## Prompt
Pick out all lines with the word "React" from the records that follow.

## Exercise materials

— begin —

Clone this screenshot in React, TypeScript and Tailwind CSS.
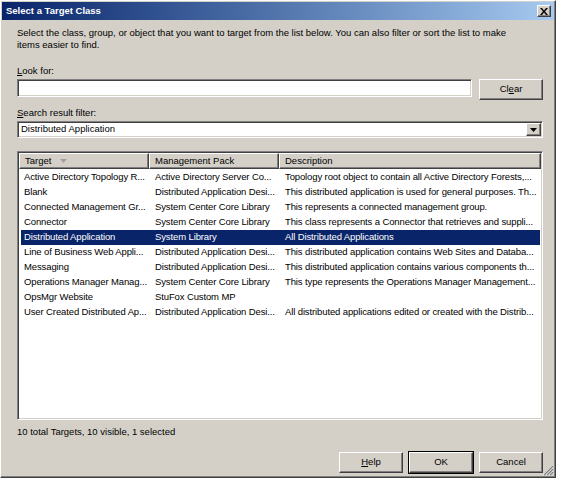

— end —
— begin —

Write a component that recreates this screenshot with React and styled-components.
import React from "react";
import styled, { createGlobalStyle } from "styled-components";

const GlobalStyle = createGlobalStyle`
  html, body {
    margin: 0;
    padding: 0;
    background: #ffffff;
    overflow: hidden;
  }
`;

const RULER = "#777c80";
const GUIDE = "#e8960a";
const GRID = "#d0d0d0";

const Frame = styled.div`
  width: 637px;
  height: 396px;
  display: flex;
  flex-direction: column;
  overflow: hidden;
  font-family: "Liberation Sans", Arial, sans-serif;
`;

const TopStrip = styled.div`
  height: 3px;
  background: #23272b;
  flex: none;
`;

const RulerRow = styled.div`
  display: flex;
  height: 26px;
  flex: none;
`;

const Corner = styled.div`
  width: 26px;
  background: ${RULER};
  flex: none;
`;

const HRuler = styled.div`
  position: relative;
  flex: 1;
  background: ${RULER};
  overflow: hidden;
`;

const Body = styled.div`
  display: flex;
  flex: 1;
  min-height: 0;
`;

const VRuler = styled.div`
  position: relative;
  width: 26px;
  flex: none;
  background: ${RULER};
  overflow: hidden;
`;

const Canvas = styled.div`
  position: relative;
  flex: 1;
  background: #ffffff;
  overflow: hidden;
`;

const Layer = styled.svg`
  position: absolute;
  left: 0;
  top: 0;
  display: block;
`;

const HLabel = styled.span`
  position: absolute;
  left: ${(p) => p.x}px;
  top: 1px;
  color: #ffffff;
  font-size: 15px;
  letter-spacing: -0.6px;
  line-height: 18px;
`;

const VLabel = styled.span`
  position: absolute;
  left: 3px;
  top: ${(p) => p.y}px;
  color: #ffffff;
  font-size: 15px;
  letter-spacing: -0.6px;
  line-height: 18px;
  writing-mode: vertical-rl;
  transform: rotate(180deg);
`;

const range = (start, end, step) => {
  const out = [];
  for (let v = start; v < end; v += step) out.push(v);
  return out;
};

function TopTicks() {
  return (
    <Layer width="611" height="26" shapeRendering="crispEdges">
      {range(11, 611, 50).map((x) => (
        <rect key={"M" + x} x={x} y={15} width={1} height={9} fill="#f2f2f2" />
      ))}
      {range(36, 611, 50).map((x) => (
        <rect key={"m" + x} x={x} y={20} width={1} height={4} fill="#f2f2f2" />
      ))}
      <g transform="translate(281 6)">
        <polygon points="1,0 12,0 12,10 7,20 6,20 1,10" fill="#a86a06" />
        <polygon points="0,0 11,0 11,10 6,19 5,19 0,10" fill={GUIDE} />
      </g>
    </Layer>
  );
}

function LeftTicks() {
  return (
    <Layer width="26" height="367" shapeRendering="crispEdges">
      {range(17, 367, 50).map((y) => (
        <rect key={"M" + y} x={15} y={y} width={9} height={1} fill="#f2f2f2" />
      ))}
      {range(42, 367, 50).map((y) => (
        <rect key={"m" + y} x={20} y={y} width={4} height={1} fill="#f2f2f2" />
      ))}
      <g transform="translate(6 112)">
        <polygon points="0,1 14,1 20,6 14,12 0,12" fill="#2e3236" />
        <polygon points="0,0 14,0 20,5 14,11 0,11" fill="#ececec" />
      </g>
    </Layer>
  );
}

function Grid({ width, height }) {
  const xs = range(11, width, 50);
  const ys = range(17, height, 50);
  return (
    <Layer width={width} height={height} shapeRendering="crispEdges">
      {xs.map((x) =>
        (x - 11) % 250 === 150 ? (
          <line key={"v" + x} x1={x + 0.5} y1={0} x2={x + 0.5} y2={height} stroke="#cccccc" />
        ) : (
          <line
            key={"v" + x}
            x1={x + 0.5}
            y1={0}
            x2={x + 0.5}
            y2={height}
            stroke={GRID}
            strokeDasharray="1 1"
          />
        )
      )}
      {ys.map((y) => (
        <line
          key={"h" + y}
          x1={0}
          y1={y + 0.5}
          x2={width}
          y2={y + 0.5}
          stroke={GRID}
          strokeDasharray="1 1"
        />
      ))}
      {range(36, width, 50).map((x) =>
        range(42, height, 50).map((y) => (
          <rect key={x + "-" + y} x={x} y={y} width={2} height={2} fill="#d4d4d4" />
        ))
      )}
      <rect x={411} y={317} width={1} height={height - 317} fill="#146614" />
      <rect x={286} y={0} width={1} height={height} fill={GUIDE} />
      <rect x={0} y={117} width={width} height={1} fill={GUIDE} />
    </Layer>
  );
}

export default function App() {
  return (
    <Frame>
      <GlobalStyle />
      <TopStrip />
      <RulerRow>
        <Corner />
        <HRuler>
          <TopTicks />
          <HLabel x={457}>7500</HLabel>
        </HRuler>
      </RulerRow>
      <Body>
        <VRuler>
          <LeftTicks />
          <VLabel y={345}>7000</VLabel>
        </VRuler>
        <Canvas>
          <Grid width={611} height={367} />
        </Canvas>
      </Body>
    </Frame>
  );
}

— end —

## Answer to the problem
Clone this screenshot in React, TypeScript and Tailwind CSS.
Write a component that recreates this screenshot with React and styled-components.
import React from "react";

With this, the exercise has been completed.